▶ **Raw data**

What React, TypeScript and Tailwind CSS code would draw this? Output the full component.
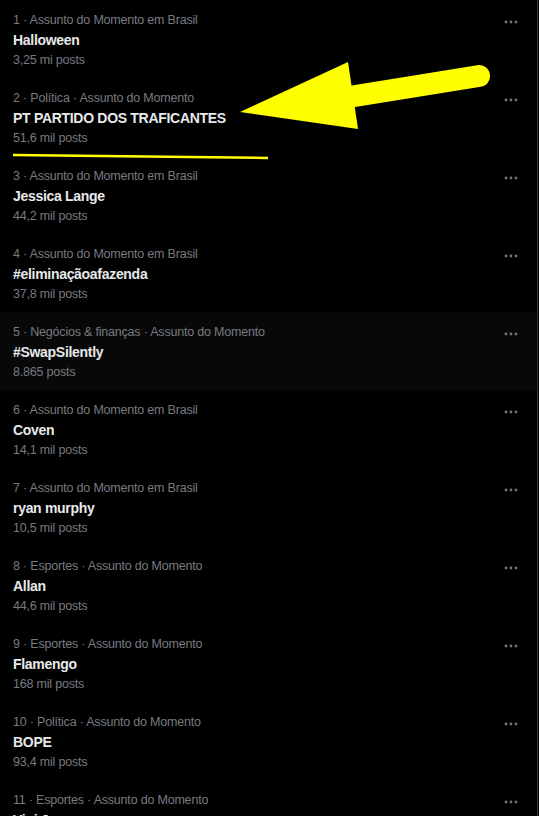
import React from "react";

const trends = [
  { cat: "1 · Assunto do Momento em Brasil", title: "Halloween", posts: "3,25 mi posts" },
  { cat: "2 · Política · Assunto do Momento", title: "PT PARTIDO DOS TRAFICANTES", posts: "51,6 mil posts" },
  { cat: "3 · Assunto do Momento em Brasil", title: "Jessica Lange", posts: "44,2 mil posts" },
  { cat: "4 · Assunto do Momento em Brasil", title: "#eliminaçãoafazenda", posts: "37,8 mil posts" },
  { cat: "5 · Negócios & finanças · Assunto do Momento", title: "#SwapSilently", posts: "8.865 posts", hl: true },
  { cat: "6 · Assunto do Momento em Brasil", title: "Coven", posts: "14,1 mil posts" },
  { cat: "7 · Assunto do Momento em Brasil", title: "ryan murphy", posts: "10,5 mil posts" },
  { cat: "8 · Esportes · Assunto do Momento", title: "Allan", posts: "44,6 mil posts" },
  { cat: "9 · Esportes · Assunto do Momento", title: "Flamengo", posts: "168 mil posts" },
  { cat: "10 · Política · Assunto do Momento", title: "BOPE", posts: "93,4 mil posts" },
  { cat: "11 · Esportes · Assunto do Momento", title: "Vini Jr", posts: "20 mil posts" },
];

function Dots() {
  return (
    <svg width="14" height="4" viewBox="0 0 14 4" className="block">
      <circle cx="2" cy="2" r="1.4" fill="#71767b" />
      <circle cx="7" cy="2" r="1.4" fill="#71767b" />
      <circle cx="12" cy="2" r="1.4" fill="#71767b" />
    </svg>
  );
}

export default function App() {
  return (
    <div
      className="relative w-[539px] h-[816px] overflow-hidden bg-black"
      style={{ fontFamily: '"Liberation Sans", Arial, sans-serif' }}
    >
      <div className="w-[538px] h-full border-r border-[#2f3336]">
        {trends.map((t, i) => (
          <div
            key={i}
            className={`flex h-[78px] pl-[13px] pr-[19px] pt-[12px] ${t.hl ? "bg-[#080808]" : ""}`}
          >
            <div className="flex-1 flex flex-col">
              <div className="text-[12.5px] leading-[16px] tracking-[-0.2px] text-[#777b80]">{t.cat}</div>
              <div className="text-[14px] leading-[20px] font-bold tracking-[-0.3px] text-[#e7e9ea] mt-[2px]">
                {t.title}
              </div>
              <div className="text-[12.5px] leading-[16px] tracking-[-0.2px] text-[#777b80] mt-[2px]">{t.posts}</div>
            </div>
            <div className="pt-[8px]">
              <Dots />
            </div>
          </div>
        ))}
      </div>
      <svg
        className="absolute left-0 top-0 pointer-events-none"
        width="539"
        height="816"
        viewBox="0 0 539 816"
      >
        <line x1="355" y1="96" x2="479" y2="76" stroke="#ffff00" strokeWidth="22" strokeLinecap="round" />
        <polygon points="240,112 348,62 358,129" fill="#ffff00" />
        <line x1="13" y1="155" x2="268" y2="158" stroke="#ffff00" strokeWidth="2.5" />
      </svg>
    </div>
  );
}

▶ **Your task**
Your task is to return the lines above, from the first one up to and including the line containing "import React from", minus any pictures.

▶ **Reply to the exercise**
What React, TypeScript and Tailwind CSS code would draw this? Output the full component.
import React from "react";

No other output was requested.